The California disclosure regulations and CSRD both require companies to report on their Scope 3 emissions (those of third parties along their supply or value chains). While the SEC included Scope 3 in its initial proposal, it is unclear whether the final rule will include such emissions, which have become highly politicized in the U.S. Congress and among industry groups. Indeed, House Democrats and Republicans continue to pull the SEC in opposing directions on climate risk, with Democrats urging the regulator to preserve strong Scope 3 emission disclosures in its upcoming rules and Republicans threatening a subpoena over the agency’s coordination with E.U. regulators on climate directives.
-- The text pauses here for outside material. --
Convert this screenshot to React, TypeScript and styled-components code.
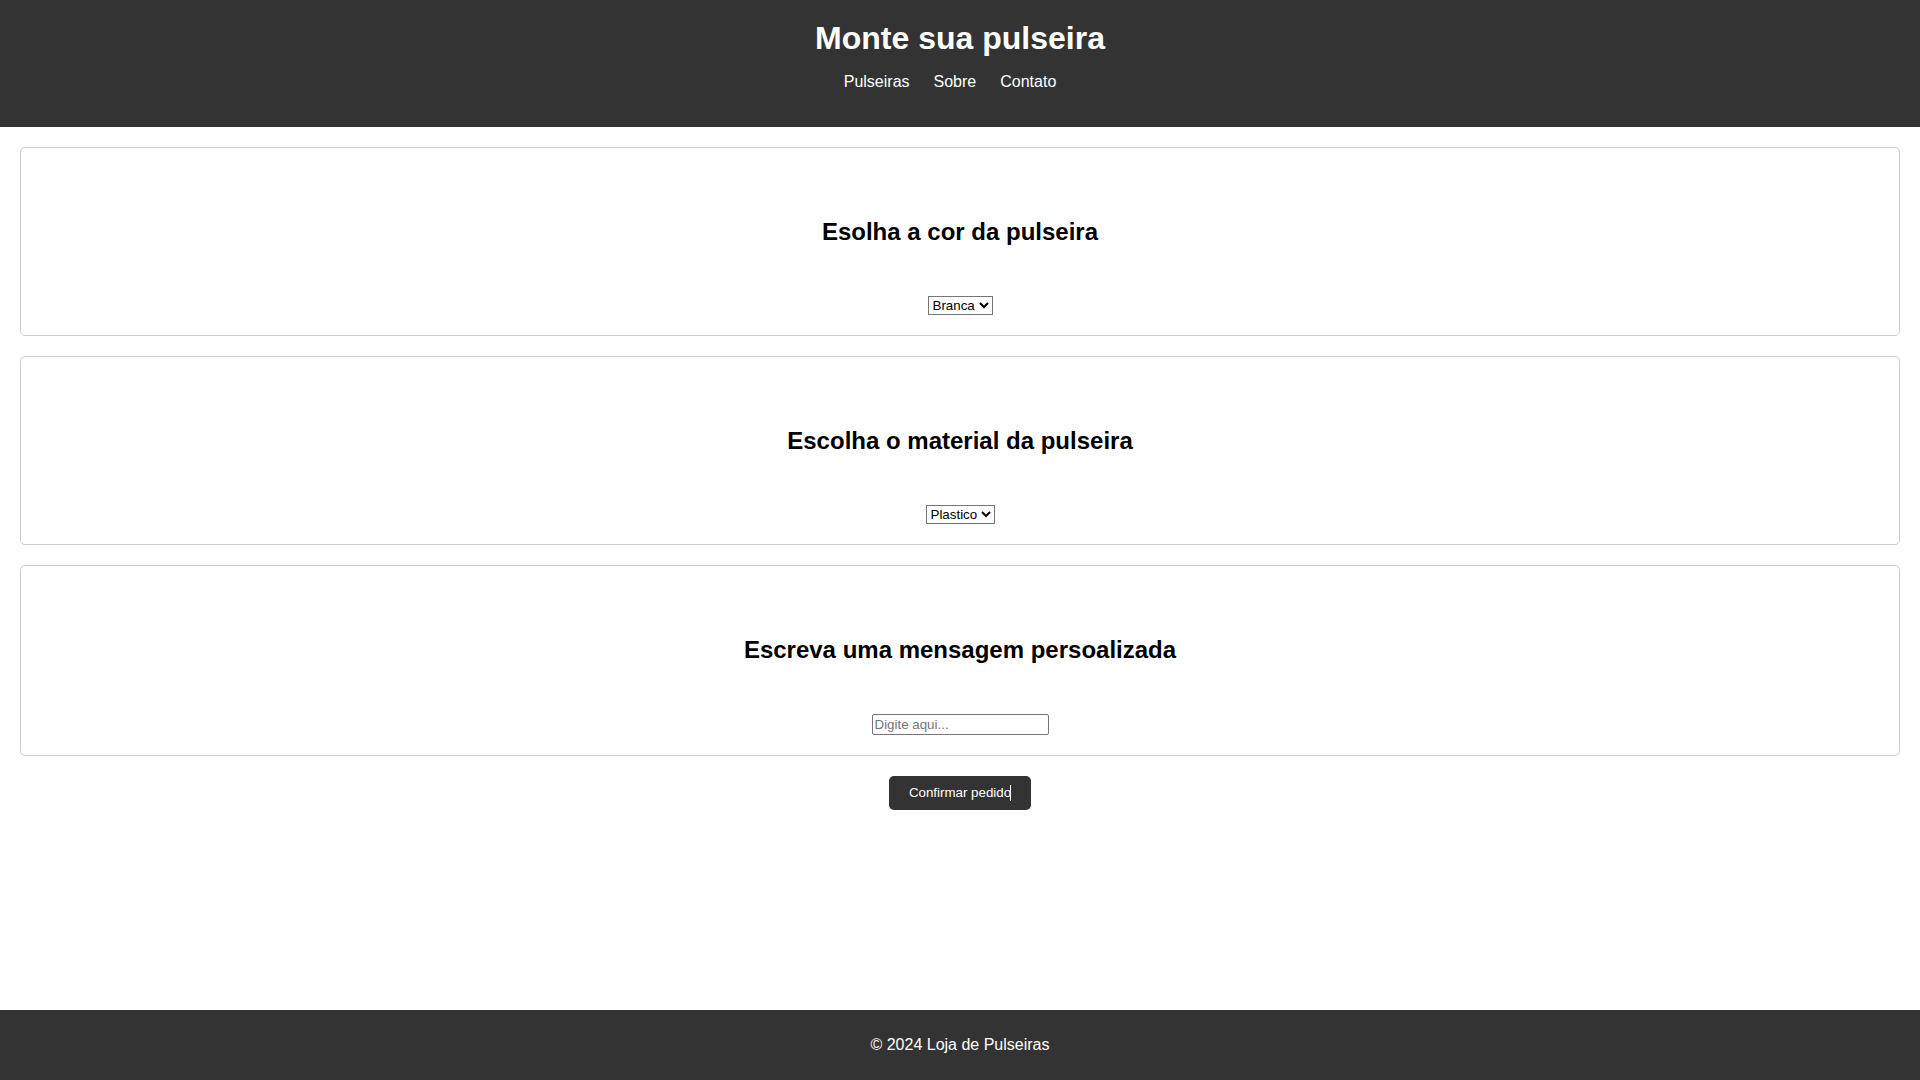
import React from "react";
import styled, { createGlobalStyle } from "styled-components";

const GlobalStyle = createGlobalStyle`
  html, body {
    margin: 0;
    padding: 0;
  }
  body {
    font-family: "Liberation Sans", Arial, sans-serif;
    color: #000;
    background: #fff;
  }
  #root {
    min-height: 100vh;
    display: flex;
    flex-direction: column;
  }
`;

const Header = styled.header`
  background: #333;
  color: #fff;
  text-align: center;
  padding: 20px 0 20px;
`;

const Title = styled.h1`
  margin: 0;
  font-size: 32px;
  font-weight: bold;
`;

const NavList = styled.ul`
  list-style: none;
  margin: 16px 0;
  padding: 0;
  display: flex;
  justify-content: center;
  gap: 4px;
  font-size: 16px;
`;

const NavItem = styled.li`
  margin-right: 20px;
`;

const NavLink = styled.a`
  color: #fff;
  text-decoration: none;
`;

const Main = styled.main`
  flex: 1;
  display: flex;
  flex-direction: column;
  gap: 20px;
  padding: 20px;
`;

const Card = styled.section`
  border: 1px solid #ccc;
  border-radius: 5px;
  padding: 70px 20px 20px;
  text-align: center;
`;

const CardTitle = styled.h2`
  margin: 0 0 50px;
  font-size: 24px;
  font-weight: bold;
`;

const Field = styled.div`
  display: flex;
  justify-content: center;
`;

const Select = styled.select`
  font-family: "Liberation Sans", Arial, sans-serif;
  font-size: 13.333px;
  color: #000;
  background: #fff;
`;

const TextInput = styled.input`
  box-sizing: border-box;
  width: 177px;
  height: 21px;
  font-family: "Liberation Sans", Arial, sans-serif;
  font-size: 13.333px;
  border: 1px solid #767676;
  border-radius: 2px;
  padding: 1px 2px;
  &::placeholder {
    color: #757575;
  }
`;

const Actions = styled.div`
  display: flex;
  justify-content: center;
`;

const ConfirmButton = styled.button`
  position: relative;
  background: #333;
  color: #fff;
  border: none;
  border-radius: 5px;
  padding: 10px 20px;
  font-family: "Liberation Sans", Arial, sans-serif;
  font-size: 13.333px;
  line-height: 14px;
  cursor: text;
`;

const Caret = styled.span`
  position: absolute;
  right: 20px;
  top: 9px;
  width: 1px;
  height: 16px;
  background: #fff;
`;

const Footer = styled.footer`
  background: #333;
  color: #fff;
  text-align: center;
  padding: 10px;
`;

const FooterText = styled.p`
  margin: 16px 0;
  font-size: 16px;
`;

export default function App() {
  return (
    <>
      <GlobalStyle />
      <Header>
        <Title>Monte sua pulseira</Title>
        <nav>
          <NavList>
            <NavItem>
              <NavLink href="#">Pulseiras</NavLink>
            </NavItem>
            <NavItem>
              <NavLink href="#">Sobre</NavLink>
            </NavItem>
            <NavItem>
              <NavLink href="#">Contato</NavLink>
            </NavItem>
          </NavList>
        </nav>
      </Header>
      <Main>
        <Card>
          <CardTitle>Esolha a cor da pulseira</CardTitle>
          <Field>
            <Select defaultValue="branca">
              <option value="branca">Branca</option>
              <option value="preta">Preta</option>
              <option value="azul">Azul</option>
            </Select>
          </Field>
        </Card>
        <Card>
          <CardTitle>Escolha o material da pulseira</CardTitle>
          <Field>
            <Select defaultValue="plastico">
              <option value="plastico">Plastico</option>
              <option value="couro">Couro</option>
              <option value="metal">Metal</option>
            </Select>
          </Field>
        </Card>
        <Card>
          <CardTitle>Escreva uma mensagem persoalizada</CardTitle>
          <Field>
            <TextInput type="text" placeholder="Digite aqui..." />
          </Field>
        </Card>
        <Actions>
          <ConfirmButton type="button">
            Confirmar pedido
            <Caret />
          </ConfirmButton>
        </Actions>
      </Main>
      <Footer>
        <FooterText>© 2024 Loja de Pulseiras</FooterText>
      </Footer>
    </>
  );
}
In California, while large companies such as Google and Apple are well-advanced in identifying Scope 3 emissions, smaller companies are likely to struggle, experts said. “For better or worse, it’s a regulatory burden for a lot of companies,” says Bill Tarantino, a partner at Morrison Foerster in San Francisco.

Tarantino added that companies “that don’t have emissions directly but engage in a lot of activity that produce (Scope 3) emissions” will be most affected. These include professional services firms and financial companies — banks and broker-dealers, for example — which have customers engaged in activities that produce carbon emissions.

Climate reporting should be embedded across organizations

To comply with California’s new laws, experts said companies which fall within the $1 billion revenue threshold should be actively establishing cross-functional teams to manage the climate reporting process.

“Companies should start by assigning internal responsibility for climate reporting, which often includes setting up a cross-functional committee of management team members from operations, legal, and finance,” Cooley wrote in their client note. “Companies also should begin building an internal system for climate reporting and related data governance and disclosure controls.”

Additionally, identifying appropriate outside advisers will also be an important early task, particularly finding the right emissions accounting firm for a given business and industry to gather emissions data and prepare audit-ready greenhouse gas emissions (GHG) disclosures. The new California legislation requires companies to hire third parties to audit their disclosures.

“Climate reporting can be time-consuming and logistically challenging, especially given the need to gather full value-chain GHG emissions data,” Cooley said.

It is critical for companies to first understand their carbon footprint — including their own emissions profile and that of their full supply chain — before embarking on climate-related financial risk reporting.